Fourier Transform Microwave Spectroscopic and ab Initio Study of the Rotamers of 2-Fluorobenzaldehyde and 3-Fluorobenzaldehyde.
Wenhao SunIssiah Byen LozadaJennifer van WijngaardenPublished in: The journal of physical chemistry. A (2018)
The rotational spectra of 2-fluorobenzaldehyde (2-FBD) and 3-fluorobenzaldehyde (3-FBD) were recorded using Fourier transform microwave (FTMW) spectroscopy from 4 to 26 GHz. Two planar rotamers were observed for each species that correspond to structures in which the carbonyl bond is directed toward (O-cis) or away from (O-trans) the C1-C2 bond. Observation of transitions due to heavy atom isotopes (13C, 18O) in natural abundance allowed derivation of the ground state effective (r0) structures and mass dependence (rm) structures for the lowest energy rotamer of 2-FBD (O-trans) and both rotamers of 3-FBD, which compare favorably with ab initio estimates of the equilibrium (re) geometries at the MP2/aug-cc-pVTZ level.

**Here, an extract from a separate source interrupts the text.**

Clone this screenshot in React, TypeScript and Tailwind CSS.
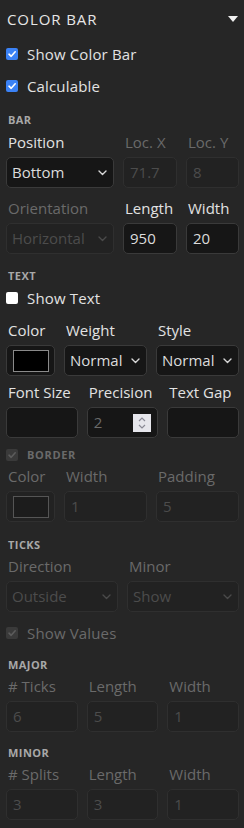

The resultant parameters are consistent with the introduction of bond length alternation in the benzene ring, which is dependent on the orientation of the aldehyde group. Careful study of the experimental structure and results of natural bond orbital (NBO) analysis do not support the presence of intramolecular hydrogen bonding as the source of its stabilization of O-trans 2-FBD over its cis counterpart. Furthermore, calculations of the interconversion pathways between rotamers suggest that despite being 9.39 kJ/mol higher in energy, the O-cis 2-FBD moiety is metastable in the molecular beam, which has allowed the observation of its microwave spectrum for the first time.